Fernandez, M.D., Pieters, A., Donoso, C., Tezara, W., Azuke, M., Herrera, C., Rengifo, E. and Herrera, A. 1998. Effects of a natural source of very high CO2 concentration on the leaf gas exchange, xylem water potential and stomatal characteristics of plants of Spatiphylum cannifolium and Bauhinia multinervia. New Phytologist 138: 689-697.
What was done
The authors studied a number of effects of very high CO2 levels (some as great as 35,000 ppm, produced from natural CO2 springs) on an herb and a tree during the rainy and dry seasons in Venezuela, comparing them with control plants that were located a mere 24 m from the plants growing adjacent to the high CO2 sources.

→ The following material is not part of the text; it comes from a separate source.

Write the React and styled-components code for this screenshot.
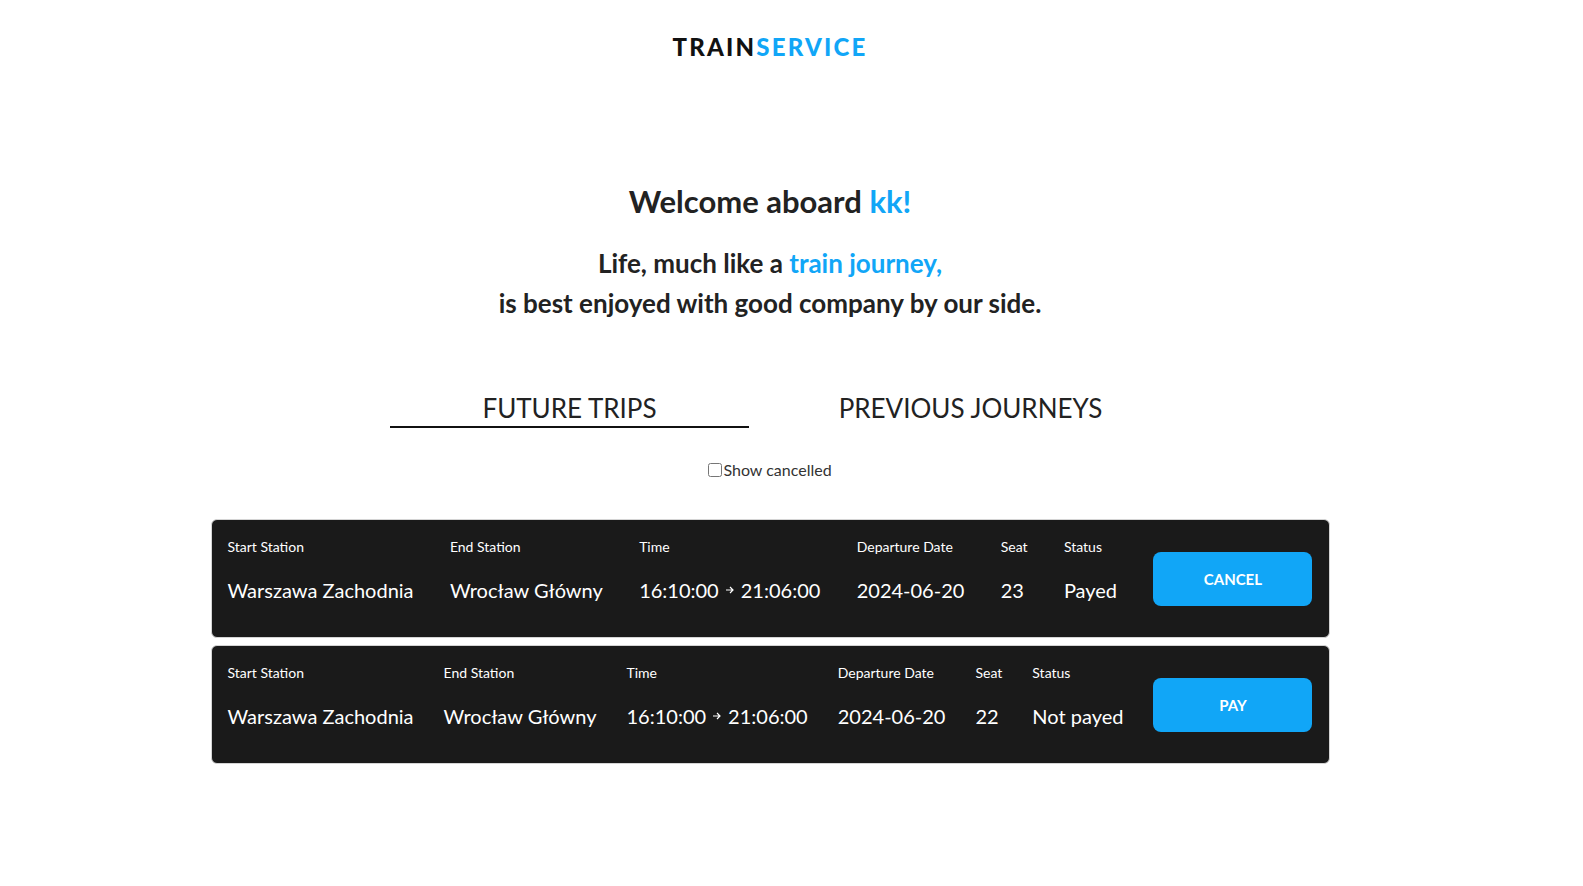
import React, { useState } from "react";
import styled, { createGlobalStyle } from "styled-components";

const GlobalStyle = createGlobalStyle`
  body {
    margin: 0;
    background: #ffffff;
    font-family: Lato, "Noto Sans", sans-serif;
    color: #222222;
  }
`;

const BLUE = "#11a6f7";

const Page = styled.div`
  width: 1540px;
  display: flex;
  flex-direction: column;
  align-items: center;
`;

const Logo = styled.div`
  margin-top: 32px;
  font-size: 24px;
  line-height: 30px;
  font-weight: 900;
  letter-spacing: 2.2px;
  color: #111111;
`;

const Blue = styled.span`
  color: ${BLUE};
`;

const Welcome = styled.h1`
  margin: 121px 0 0;
  font-size: 31px;
  line-height: 36px;
  font-weight: 700;
  color: #222222;
`;

const Quote = styled.p`
  margin: 24px 0 0;
  font-size: 26px;
  line-height: 40px;
  font-weight: 700;
  text-align: center;
  color: #222222;
`;

const Tabs = styled.div`
  margin-top: 69px;
  display: flex;
  gap: 42px;
`;

const Tab = styled.button`
  width: 359px;
  padding: 0 0 2px;
  background: none;
  border: none;
  border-bottom: 2px solid ${(p) => (p.$active ? "#111111" : "transparent")};
  font-family: Lato, sans-serif;
  font-size: 26px;
  line-height: 32px;
  font-weight: 400;
  color: #222222;
  cursor: pointer;
`;

const Filter = styled.label`
  margin-top: 32px;
  display: flex;
  align-items: center;
  font-size: 16px;
  line-height: 20px;
  color: #333333;
  input {
    width: 14px;
    height: 14px;
    margin: 0 1px 0 0;
  }
`;

const List = styled.div`
  margin-top: 39px;
  display: flex;
  flex-direction: column;
  gap: 7px;
`;

const Card = styled.div`
  box-sizing: border-box;
  width: 1119px;
  height: 119px;
  padding: 0 16px;
  display: flex;
  align-items: center;
  justify-content: space-between;
  background: #1a1a1a;
  border: 1.5px solid #d4d4d4;
  border-radius: 6px;
  color: #ffffff;
`;

const Field = styled.div`
  display: flex;
  flex-direction: column;
  gap: 23px;
  margin-bottom: 17px;
`;

const Label = styled.span`
  font-size: 14px;
  line-height: 17px;
  white-space: nowrap;
`;

const Value = styled.span`
  font-size: 20px;
  line-height: 24px;
  white-space: nowrap;
  display: flex;
  align-items: center;
  gap: 6px;
`;

const Action = styled.button`
  width: 159px;
  height: 54px;
  border: none;
  border-radius: 8px;
  background: ${BLUE};
  color: #ffffff;
  font-family: Lato, sans-serif;
  font-size: 15px;
  font-weight: 700;
  text-transform: uppercase;
  cursor: pointer;
`;

const Arrow = () => (
  <svg width="10" height="10" viewBox="0 0 10 10">
    <path d="M1 5h7M5 2l3 3-3 3" stroke="#fff" strokeWidth="1.2" fill="none" />
  </svg>
);

const trips = [
  {
    from: "Warszawa Zachodnia",
    to: "Wrocław Główny",
    dep: "16:10:00",
    arr: "21:06:00",
    date: "2024-06-20",
    seat: 23,
    status: "Payed",
    action: "Cancel",
  },
  {
    from: "Warszawa Zachodnia",
    to: "Wrocław Główny",
    dep: "16:10:00",
    arr: "21:06:00",
    date: "2024-06-20",
    seat: 22,
    status: "Not payed",
    action: "Pay",
  },
];

const TripCard = ({ trip }) => (
  <Card>
    <Field>
      <Label>Start Station</Label>
      <Value>{trip.from}</Value>
    </Field>
    <Field>
      <Label>End Station</Label>
      <Value>{trip.to}</Value>
    </Field>
    <Field>
      <Label>Time</Label>
      <Value>
        {trip.dep} <Arrow /> {trip.arr}
      </Value>
    </Field>
    <Field>
      <Label>Departure Date</Label>
      <Value>{trip.date}</Value>
    </Field>
    <Field>
      <Label>Seat</Label>
      <Value>{trip.seat}</Value>
    </Field>
    <Field>
      <Label>Status</Label>
      <Value>{trip.status}</Value>
    </Field>
    <Action>{trip.action}</Action>
  </Card>
);

const App = () => {
  const [tab, setTab] = useState("future");
  const [showCancelled, setShowCancelled] = useState(false);

  return (
    <Page>
      <GlobalStyle />
      <Logo>
        TRAIN<Blue>SERVICE</Blue>
      </Logo>
      <Welcome>
        Welcome aboard <Blue>kk!</Blue>
      </Welcome>
      <Quote>
        Life, much like a <Blue>train journey,</Blue>
        <br />
        is best enjoyed with good company by our side.
      </Quote>
      <Tabs>
        <Tab $active={tab === "future"} onClick={() => setTab("future")}>
          FUTURE TRIPS
        </Tab>
        <Tab $active={tab === "previous"} onClick={() => setTab("previous")}>
          PREVIOUS JOURNEYS
        </Tab>
      </Tabs>
      <Filter>
        <input
          type="checkbox"
          checked={showCancelled}
          onChange={(e) => setShowCancelled(e.target.checked)}
        />
        Show cancelled
      </Filter>
      <List>
        {trips.map((trip, i) => (
          <TripCard key={i} trip={trip} />
        ))}
      </List>
    </Page>
  );
};

export default App;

Because natural sites, such as this one, contain vegetation that may have persisted for generations at elevated CO2 concentrations, they provide data that is highly indicative of future plant responses to the rising CO2 content of earth's atmosphere.
What was learned
High CO2 concentrations --some as much as 100 times greater than the current global mean-- did not inhibit photosynthesis in these species. Instead, photosynthesis was stimulated by elevated CO2 in all seasons and in spite of the likely presence of toxic hydrocarbons and sulfur gasses that are typically released to the air along with CO2 in natural situations such as this one. During the dry season, in fact, plants growing away from the springs at ambient CO2 levels displayed net losses of carbon from their leaves, while plants growing near the springs at elevated CO2 concentrations exhibited net carbon gains. In addition, the high CO2 concentrations reduced stomatal densities by about 70% in both species, causing plant water-use efficiency in the herb to rise nearly 3-fold and 4-fold, respectively, during the rainy and dry seasons, while the water-use efficiency of the tree rose 2-fold and 19-fold during the same periods, when measured at a CO2 concentration of 1,000 ppm as opposed to an ambient concentration of 350 ppm.
What it means
These Venezuelan herbs and trees should grow very well indeed as the CO2 content of the air continues to rise. And because of their long-term exposures to high CO2 under totally natural conditions, they provide, in the words of the authors, "a positive answer to the question of whether increases in carbon assimilation will be sustained throughout the growing season and over multiple seasons."